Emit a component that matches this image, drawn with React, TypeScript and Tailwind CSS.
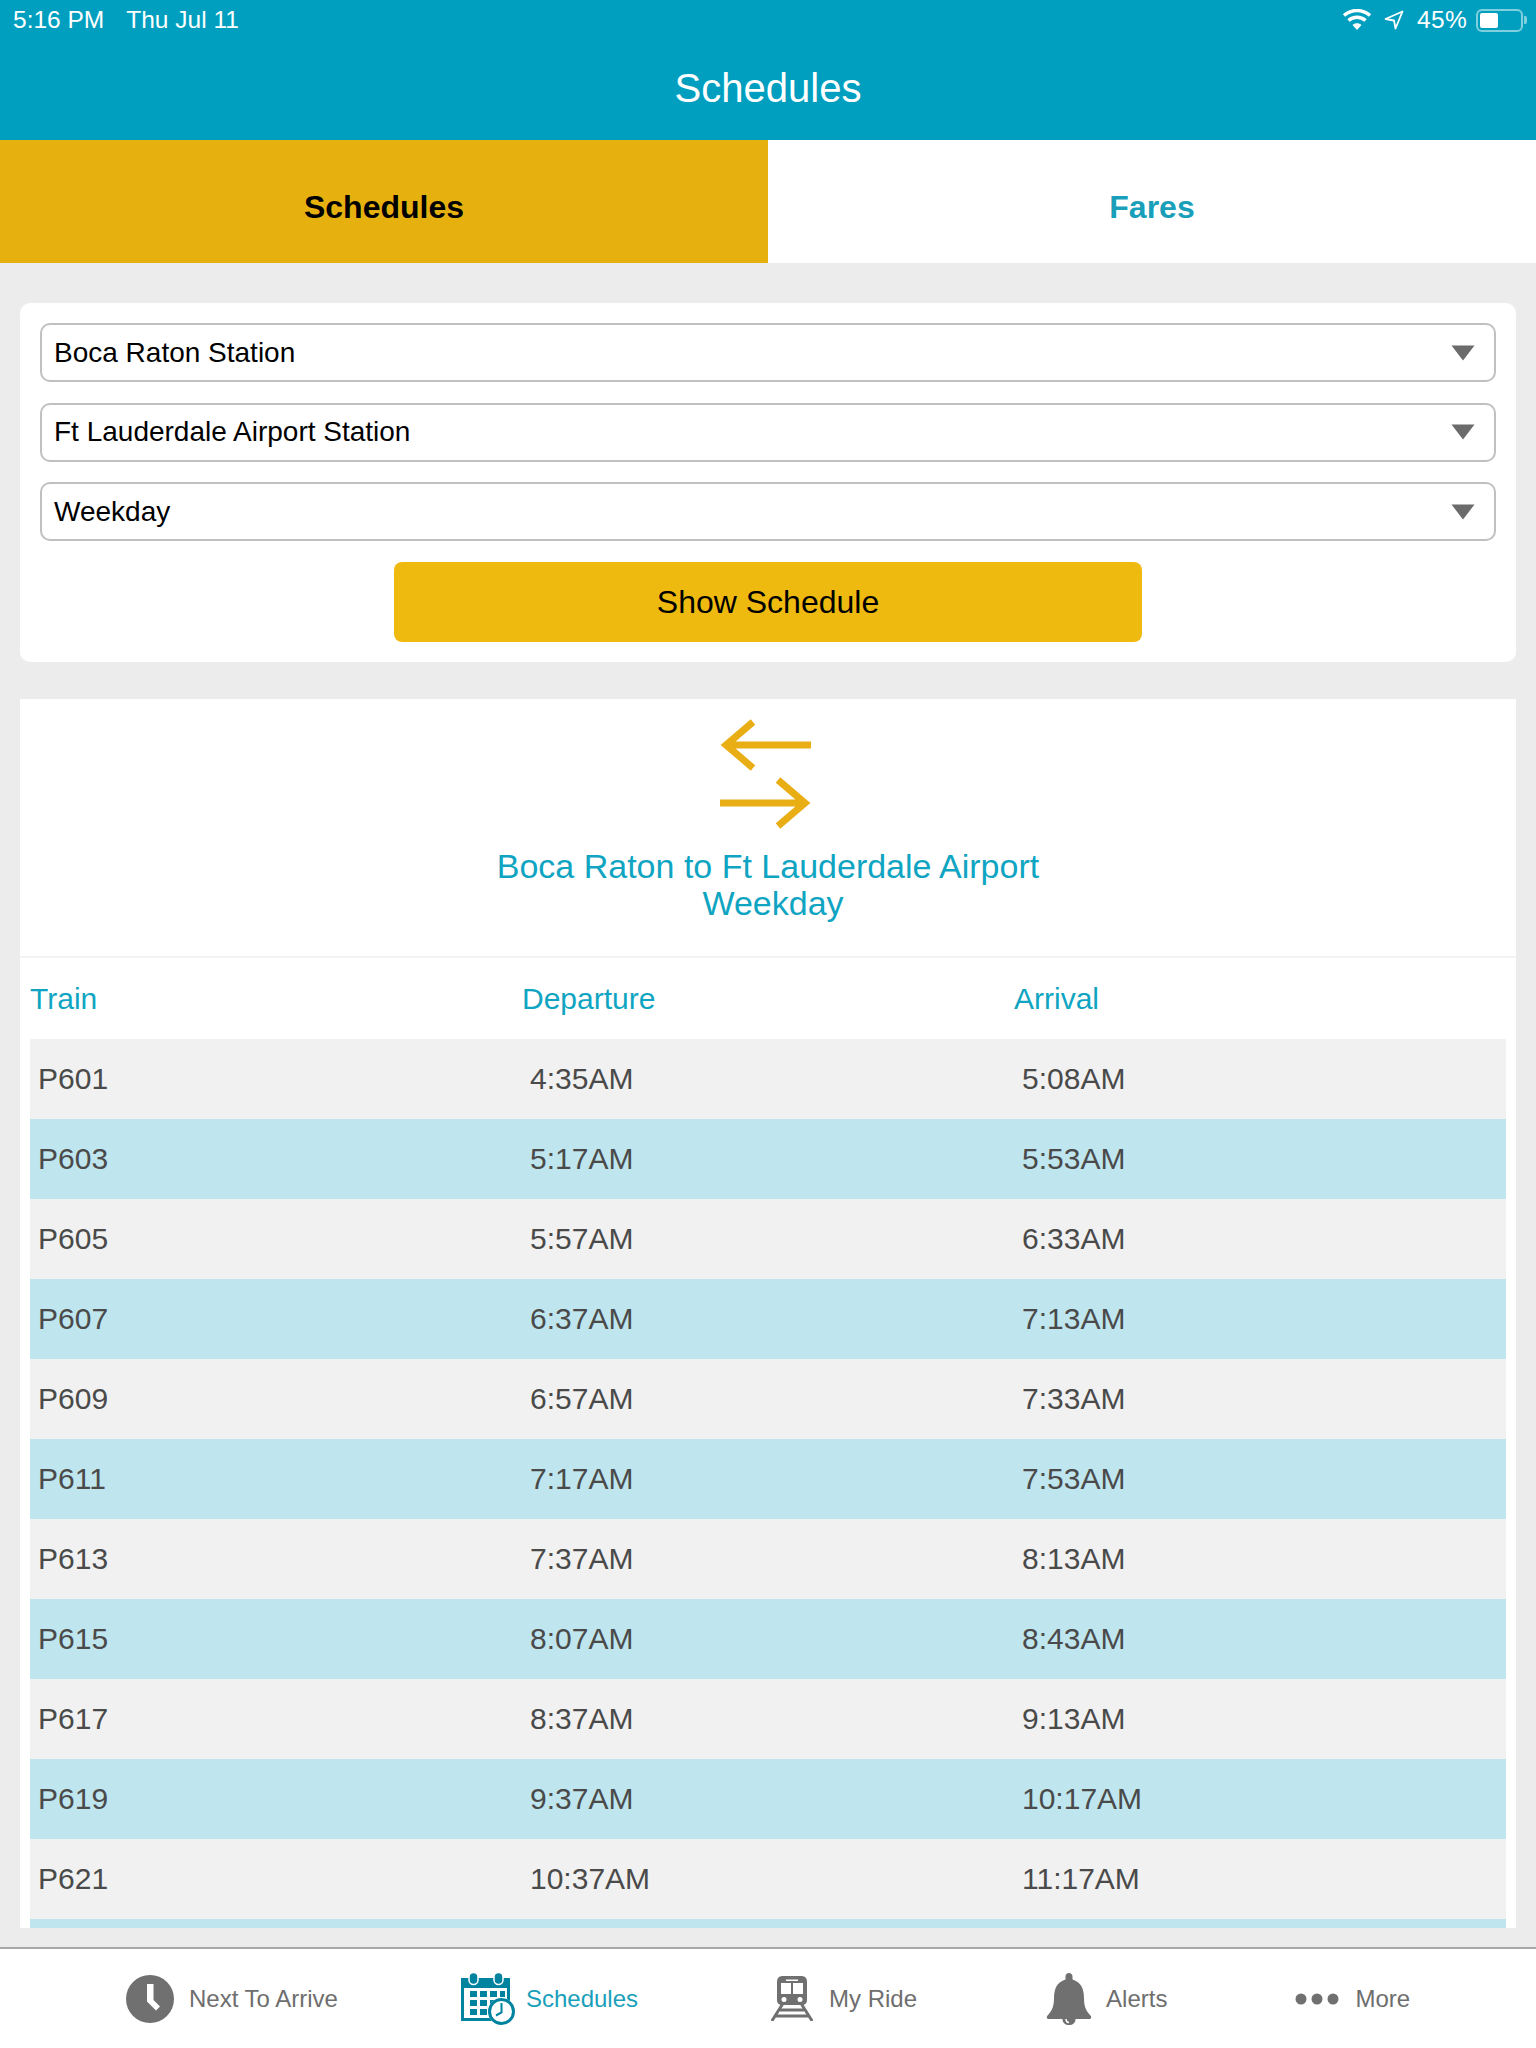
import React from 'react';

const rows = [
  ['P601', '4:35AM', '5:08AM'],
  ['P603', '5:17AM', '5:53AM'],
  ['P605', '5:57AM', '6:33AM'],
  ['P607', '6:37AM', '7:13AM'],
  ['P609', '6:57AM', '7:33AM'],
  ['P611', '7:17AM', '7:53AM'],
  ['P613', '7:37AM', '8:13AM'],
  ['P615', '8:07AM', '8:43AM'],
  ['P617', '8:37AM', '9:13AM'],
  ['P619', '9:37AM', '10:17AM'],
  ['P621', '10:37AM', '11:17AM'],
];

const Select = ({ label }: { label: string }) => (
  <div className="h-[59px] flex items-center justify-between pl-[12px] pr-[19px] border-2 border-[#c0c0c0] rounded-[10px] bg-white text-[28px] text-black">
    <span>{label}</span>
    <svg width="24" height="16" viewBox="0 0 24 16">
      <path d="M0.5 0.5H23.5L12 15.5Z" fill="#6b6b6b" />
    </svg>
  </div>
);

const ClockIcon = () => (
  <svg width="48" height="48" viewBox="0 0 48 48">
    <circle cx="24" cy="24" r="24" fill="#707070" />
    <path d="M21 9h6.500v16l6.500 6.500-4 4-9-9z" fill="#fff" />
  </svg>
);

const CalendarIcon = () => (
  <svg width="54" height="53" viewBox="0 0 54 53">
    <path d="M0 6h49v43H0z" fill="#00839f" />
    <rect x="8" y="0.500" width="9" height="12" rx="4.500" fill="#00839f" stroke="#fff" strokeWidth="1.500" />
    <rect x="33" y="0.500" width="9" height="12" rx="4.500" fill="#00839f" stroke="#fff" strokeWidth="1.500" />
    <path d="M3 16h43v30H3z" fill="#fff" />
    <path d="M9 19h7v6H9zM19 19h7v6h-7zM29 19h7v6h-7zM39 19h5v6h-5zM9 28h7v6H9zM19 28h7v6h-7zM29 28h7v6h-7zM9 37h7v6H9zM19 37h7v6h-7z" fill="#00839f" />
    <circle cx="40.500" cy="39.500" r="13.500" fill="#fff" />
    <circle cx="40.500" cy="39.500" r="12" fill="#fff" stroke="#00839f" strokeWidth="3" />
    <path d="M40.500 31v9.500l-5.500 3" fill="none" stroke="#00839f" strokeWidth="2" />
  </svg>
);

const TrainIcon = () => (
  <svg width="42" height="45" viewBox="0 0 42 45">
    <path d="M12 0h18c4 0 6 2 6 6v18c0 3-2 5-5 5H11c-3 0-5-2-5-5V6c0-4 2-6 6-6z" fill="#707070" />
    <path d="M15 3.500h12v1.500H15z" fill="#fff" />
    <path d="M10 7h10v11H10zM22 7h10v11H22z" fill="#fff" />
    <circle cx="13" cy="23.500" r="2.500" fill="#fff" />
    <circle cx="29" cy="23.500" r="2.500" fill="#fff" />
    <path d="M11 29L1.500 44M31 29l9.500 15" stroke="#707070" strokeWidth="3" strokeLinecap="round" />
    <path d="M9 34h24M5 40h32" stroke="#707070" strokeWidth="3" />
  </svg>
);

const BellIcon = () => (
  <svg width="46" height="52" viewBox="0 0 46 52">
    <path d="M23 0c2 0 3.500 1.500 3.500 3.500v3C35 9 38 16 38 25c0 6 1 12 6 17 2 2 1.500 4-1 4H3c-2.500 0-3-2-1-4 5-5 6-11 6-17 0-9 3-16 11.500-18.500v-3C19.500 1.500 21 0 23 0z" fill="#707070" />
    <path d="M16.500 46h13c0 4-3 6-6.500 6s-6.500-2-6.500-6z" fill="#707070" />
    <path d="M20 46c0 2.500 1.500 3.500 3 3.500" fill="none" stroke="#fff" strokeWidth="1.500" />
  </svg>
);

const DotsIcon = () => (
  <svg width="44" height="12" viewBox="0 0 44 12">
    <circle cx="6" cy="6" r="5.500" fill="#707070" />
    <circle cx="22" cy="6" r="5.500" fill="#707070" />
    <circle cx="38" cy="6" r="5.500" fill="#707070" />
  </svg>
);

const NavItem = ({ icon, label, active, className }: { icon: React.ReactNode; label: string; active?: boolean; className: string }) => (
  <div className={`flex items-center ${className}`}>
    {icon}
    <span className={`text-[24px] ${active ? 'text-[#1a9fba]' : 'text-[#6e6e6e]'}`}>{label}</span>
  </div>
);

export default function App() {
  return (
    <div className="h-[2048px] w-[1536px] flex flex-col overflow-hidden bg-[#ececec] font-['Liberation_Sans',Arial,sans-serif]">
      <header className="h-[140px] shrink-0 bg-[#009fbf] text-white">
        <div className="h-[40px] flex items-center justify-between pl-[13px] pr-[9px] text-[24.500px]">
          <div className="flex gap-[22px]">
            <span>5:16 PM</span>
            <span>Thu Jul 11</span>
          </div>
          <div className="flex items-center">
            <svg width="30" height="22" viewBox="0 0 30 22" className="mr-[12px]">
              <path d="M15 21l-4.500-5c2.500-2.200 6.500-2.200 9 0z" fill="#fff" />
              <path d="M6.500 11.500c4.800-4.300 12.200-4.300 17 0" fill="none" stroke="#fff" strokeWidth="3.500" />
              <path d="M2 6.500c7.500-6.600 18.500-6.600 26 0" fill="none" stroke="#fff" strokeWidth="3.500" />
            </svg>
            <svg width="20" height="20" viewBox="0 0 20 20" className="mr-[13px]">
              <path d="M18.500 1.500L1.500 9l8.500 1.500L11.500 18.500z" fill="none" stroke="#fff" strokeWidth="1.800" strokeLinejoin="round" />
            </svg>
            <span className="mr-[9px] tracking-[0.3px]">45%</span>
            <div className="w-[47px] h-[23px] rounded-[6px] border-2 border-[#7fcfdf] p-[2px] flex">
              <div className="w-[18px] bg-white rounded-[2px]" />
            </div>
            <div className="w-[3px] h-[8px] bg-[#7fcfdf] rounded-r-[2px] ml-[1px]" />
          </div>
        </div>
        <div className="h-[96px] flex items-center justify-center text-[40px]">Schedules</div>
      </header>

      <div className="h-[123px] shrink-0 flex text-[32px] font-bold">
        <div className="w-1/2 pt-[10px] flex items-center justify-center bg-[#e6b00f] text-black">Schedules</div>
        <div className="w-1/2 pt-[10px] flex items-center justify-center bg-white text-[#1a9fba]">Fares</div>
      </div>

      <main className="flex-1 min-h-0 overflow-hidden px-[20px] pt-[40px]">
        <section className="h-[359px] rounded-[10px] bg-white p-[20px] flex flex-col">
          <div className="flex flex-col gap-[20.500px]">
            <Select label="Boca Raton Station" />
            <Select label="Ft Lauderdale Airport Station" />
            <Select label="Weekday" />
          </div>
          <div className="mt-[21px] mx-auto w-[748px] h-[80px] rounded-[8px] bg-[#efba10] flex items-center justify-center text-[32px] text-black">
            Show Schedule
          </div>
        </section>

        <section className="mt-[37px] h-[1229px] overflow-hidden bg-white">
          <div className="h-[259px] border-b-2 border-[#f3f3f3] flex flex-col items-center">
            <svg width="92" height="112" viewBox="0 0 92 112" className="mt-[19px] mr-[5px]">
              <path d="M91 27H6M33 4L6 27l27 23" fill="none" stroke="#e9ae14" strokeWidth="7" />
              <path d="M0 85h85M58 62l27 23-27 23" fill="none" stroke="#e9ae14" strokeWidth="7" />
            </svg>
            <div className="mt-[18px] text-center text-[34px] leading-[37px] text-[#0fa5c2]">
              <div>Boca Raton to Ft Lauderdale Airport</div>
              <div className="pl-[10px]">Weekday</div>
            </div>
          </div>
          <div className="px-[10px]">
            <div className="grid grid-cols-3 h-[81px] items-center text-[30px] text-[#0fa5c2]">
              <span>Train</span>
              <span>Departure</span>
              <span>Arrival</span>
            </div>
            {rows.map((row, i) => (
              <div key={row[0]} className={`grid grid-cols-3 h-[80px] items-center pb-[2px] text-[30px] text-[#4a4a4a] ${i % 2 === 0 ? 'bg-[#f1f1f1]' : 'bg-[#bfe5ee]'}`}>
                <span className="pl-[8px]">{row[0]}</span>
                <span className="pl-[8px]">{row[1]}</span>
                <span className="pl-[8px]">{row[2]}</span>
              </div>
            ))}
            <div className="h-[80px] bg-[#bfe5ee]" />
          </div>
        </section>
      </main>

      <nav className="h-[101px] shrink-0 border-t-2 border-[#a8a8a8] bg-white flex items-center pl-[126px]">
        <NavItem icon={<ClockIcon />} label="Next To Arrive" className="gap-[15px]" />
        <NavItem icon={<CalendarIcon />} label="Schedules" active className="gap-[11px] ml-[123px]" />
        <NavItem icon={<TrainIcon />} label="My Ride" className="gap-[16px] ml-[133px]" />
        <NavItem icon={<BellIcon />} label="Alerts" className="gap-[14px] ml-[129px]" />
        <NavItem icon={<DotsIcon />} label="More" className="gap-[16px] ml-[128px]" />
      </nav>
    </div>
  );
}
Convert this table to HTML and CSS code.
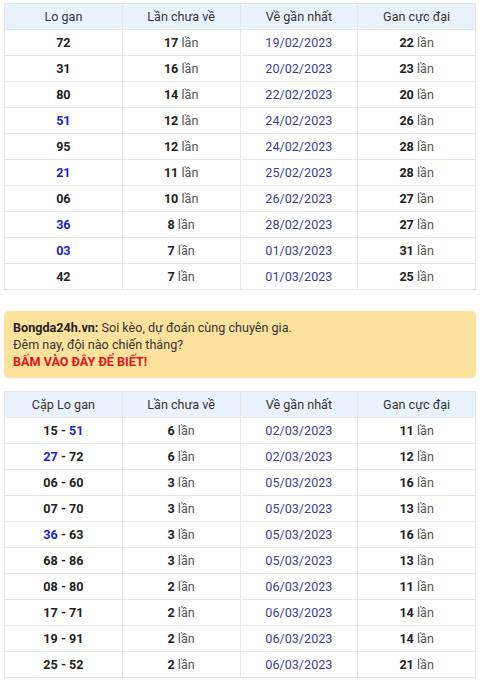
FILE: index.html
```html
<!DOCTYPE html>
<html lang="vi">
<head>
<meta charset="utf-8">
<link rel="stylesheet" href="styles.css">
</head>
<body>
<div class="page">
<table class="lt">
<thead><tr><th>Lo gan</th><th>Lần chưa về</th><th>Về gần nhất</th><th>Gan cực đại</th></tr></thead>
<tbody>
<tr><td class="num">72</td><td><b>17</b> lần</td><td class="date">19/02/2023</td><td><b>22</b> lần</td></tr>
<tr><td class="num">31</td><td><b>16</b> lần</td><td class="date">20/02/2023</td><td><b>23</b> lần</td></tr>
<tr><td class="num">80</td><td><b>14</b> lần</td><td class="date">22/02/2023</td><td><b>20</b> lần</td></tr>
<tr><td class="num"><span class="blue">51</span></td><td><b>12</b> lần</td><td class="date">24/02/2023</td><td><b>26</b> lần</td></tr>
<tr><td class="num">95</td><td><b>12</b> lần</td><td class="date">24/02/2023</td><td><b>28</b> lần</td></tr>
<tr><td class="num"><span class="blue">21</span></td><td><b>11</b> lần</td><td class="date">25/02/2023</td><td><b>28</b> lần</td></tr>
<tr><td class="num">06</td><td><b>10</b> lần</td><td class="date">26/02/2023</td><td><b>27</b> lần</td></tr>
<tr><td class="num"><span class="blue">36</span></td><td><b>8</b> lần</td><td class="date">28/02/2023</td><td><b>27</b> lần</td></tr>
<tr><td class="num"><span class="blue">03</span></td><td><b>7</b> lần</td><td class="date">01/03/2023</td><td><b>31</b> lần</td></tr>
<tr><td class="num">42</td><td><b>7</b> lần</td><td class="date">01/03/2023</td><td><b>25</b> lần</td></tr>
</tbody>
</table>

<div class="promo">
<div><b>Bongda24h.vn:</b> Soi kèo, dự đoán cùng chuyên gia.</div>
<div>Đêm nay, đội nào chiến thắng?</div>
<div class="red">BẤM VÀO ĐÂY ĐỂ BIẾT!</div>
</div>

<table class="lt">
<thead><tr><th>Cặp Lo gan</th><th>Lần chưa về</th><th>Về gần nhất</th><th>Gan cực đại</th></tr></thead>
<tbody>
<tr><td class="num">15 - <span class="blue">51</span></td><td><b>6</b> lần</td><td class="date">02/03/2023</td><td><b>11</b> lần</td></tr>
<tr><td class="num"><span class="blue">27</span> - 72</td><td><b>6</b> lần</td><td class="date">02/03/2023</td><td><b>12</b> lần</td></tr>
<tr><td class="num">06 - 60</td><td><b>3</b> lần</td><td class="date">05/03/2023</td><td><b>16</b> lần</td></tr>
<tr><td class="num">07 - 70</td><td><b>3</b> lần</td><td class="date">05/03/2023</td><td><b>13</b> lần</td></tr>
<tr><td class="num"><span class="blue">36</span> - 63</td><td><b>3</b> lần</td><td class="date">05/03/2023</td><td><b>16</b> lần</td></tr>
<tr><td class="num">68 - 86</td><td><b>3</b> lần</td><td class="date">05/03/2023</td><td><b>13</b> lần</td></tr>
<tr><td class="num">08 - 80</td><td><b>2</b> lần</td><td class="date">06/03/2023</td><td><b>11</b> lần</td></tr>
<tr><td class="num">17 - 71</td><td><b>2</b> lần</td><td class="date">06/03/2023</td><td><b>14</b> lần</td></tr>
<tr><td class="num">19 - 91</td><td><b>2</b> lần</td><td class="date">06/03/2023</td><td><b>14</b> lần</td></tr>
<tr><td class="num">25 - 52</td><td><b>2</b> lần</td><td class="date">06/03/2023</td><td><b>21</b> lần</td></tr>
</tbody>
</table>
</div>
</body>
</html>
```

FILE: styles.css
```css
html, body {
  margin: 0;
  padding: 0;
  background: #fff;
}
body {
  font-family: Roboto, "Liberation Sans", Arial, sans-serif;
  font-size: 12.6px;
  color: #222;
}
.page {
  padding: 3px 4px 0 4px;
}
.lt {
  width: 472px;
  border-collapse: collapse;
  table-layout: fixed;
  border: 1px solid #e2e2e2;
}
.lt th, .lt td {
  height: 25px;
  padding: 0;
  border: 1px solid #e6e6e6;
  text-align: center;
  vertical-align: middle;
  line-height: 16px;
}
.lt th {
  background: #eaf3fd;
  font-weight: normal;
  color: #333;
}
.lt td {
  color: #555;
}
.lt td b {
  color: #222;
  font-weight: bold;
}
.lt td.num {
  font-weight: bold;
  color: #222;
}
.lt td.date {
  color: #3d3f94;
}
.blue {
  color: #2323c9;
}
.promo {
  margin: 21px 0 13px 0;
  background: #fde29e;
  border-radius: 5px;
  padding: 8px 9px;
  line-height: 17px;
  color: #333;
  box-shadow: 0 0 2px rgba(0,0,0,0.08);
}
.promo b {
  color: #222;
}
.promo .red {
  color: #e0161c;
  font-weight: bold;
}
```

━━━━━━━━

Without the pictures, please reproduce each line of the listing above exactly, from the first one through the line bearing "import React from 'react';".

Emit a component that matches this image, drawn with React, TypeScript and Tailwind CSS.
import React from 'react';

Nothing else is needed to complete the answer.